African Great Lakes Region
Oral Question Period

2:45 p.m.

Some hon. members

Excluded.

African Great Lakes Region
Oral Question Period

2:45 p.m.

Liberal

Don Boudria Glengarry—Prescott—Russell, ON

No, Mr. Speaker, hundreds of thousands of people do not want this to be excluded.

The list goes on: increasing legal assistance to victims and, third, providing help to promote peace and reconciliation in Rwanda.

Transportation
Oral Question Period

2:45 p.m.

Reform

Jim Gouk Kootenay West—Revelstoke, BC

Mr. Speaker, the employees of Canadian Airlines have been very loyal to their company. They have made sacrifices in the past and are being called upon to make yet another. That decision is up to them.
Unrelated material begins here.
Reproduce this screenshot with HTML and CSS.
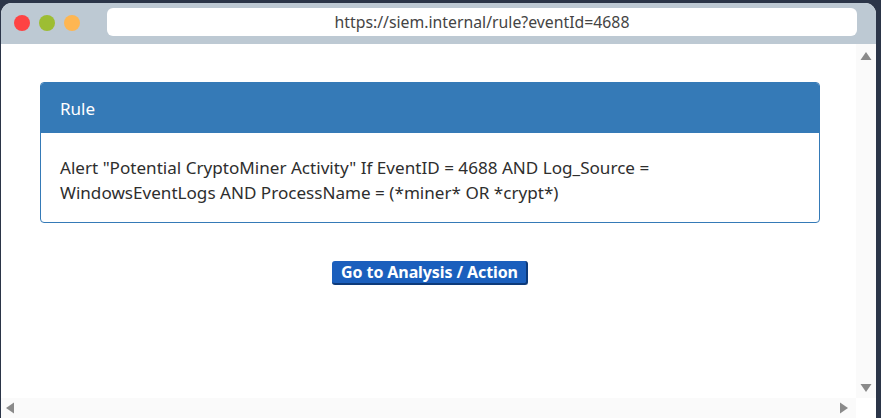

I believe that the Minister of Transport's suggestion that he might remove the domestic fuel tax if they accept the restructuring plan is offensive. These employees should be able to see the value of their sacrifice in advance and know that the overall restructuring plan will work. That means the fuel tax should be removed before they make their decision.

Will the minister do the honourable thing and remove the aviation fuel tax in the manner promised with the introduction of the GST before Canadian's employees have to make their final decision?